Taste can be exceptionally powerful in setting a scene and conveying reactions. Several summers ago, I volunteered with the children’s programming at our local zoo, and we did an exercise that introduced kids to different parts of their palates.

When we handed out the chocolate, they grew so excited thinking it was going to be for the “sweet” realm. Their faces were absolutely priceless as they discovered we’d given them bitter baking chocolate instead!
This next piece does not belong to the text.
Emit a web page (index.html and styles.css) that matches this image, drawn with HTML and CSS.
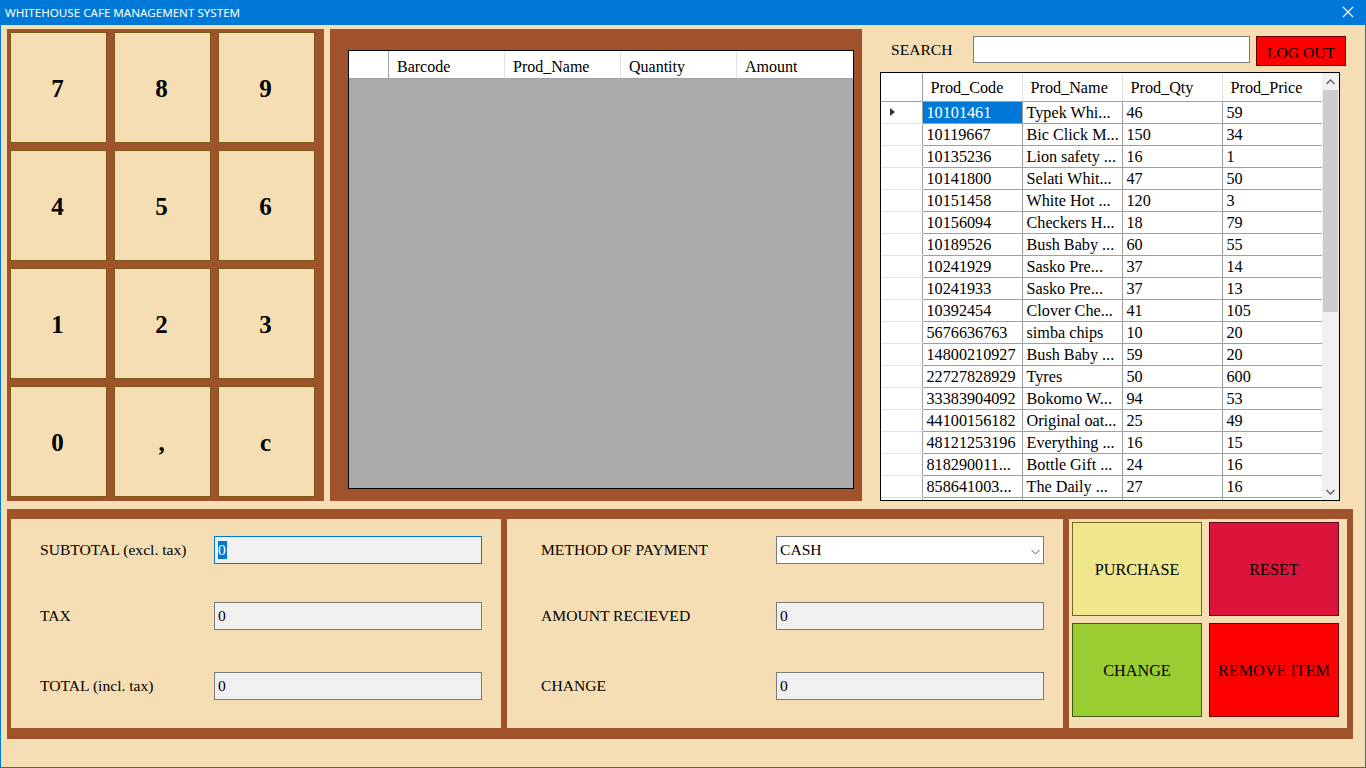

So let’s see how we can harness that chocolate lesson for writing:

Taste is Diverse
One of the fun ways to establish a world — fantastic or otherwise — is to describe the cuisine. It’s an opportunity to give your world, country or city a personality. Think about tastes around our own world. A southern barbeque will taste very different from an Italian meal, which will taste different still from Asian fare or Norwegian lutefisk, for example. Tastes can say a lot about a culture, as well as the land and geography around it. Mix it up, have some fun, and set your world apart.

Taste is Linked to Memory (and to Smell)
When I say “Grandma’s chocolate chip cookies,” what comes to mind? My guess is it’s more than just a taste of warm gooey goodness. It’s also the smell of baking cookies fresh from the oven, maybe the cozy safe feeling of Grandma’s house, or remembered voices as you shared that first bite.

On the less pleasant side…think about any food that’s ever come back up. Can you say ick? Taste has an incredible ability to transport us to a specific moment in time. We can use this for our characters – draw on their memories and personal experiences to make food more than just food.

Taste Doesn’t Have to be Literal
Set aside all our delicious food examples for a moment. Taste can describe an emotion too. Dread. Fear. Panic. Even bitterness. Think about how those emotions would stay on your characters’ tongues, roll about and slip down into their gullets. When people use the phrase, “It left a bad taste in my mouth,” this is what they mean. Get creative and really make it work for you!

When You Taste Something, it’s Not Just Your Tongue that Responds

Yes, your tongue does most of the heavy lifting, but think about the last time you loved or hated a certain taste. If you loved it, chances are your eyes lit up, you smiled or licked your lips and maybe even made yummy noises (You’re drooling over those cookies again, aren’t you?).

If you hope to never taste that particular essence again, you probably scrunched up your nose, backed away shaking your head or…you know…had other, more violent, reactions. The point is, you DID something more than just taste. Those actions can drive a story forward.


Let’s check in with our favorite examples:


Lovers on a Beach
I couldn’t see the stars, not directly, but I didn’t know how they could possibly top their reflection in his eyes. His skin was slick, smooth and hard, though tender enough to give where my fingers caressed it. His lips still held the salt of our swim. Its pucker on my tongue sent memories cascading through me like the waves and the heat that had driven us under again and again.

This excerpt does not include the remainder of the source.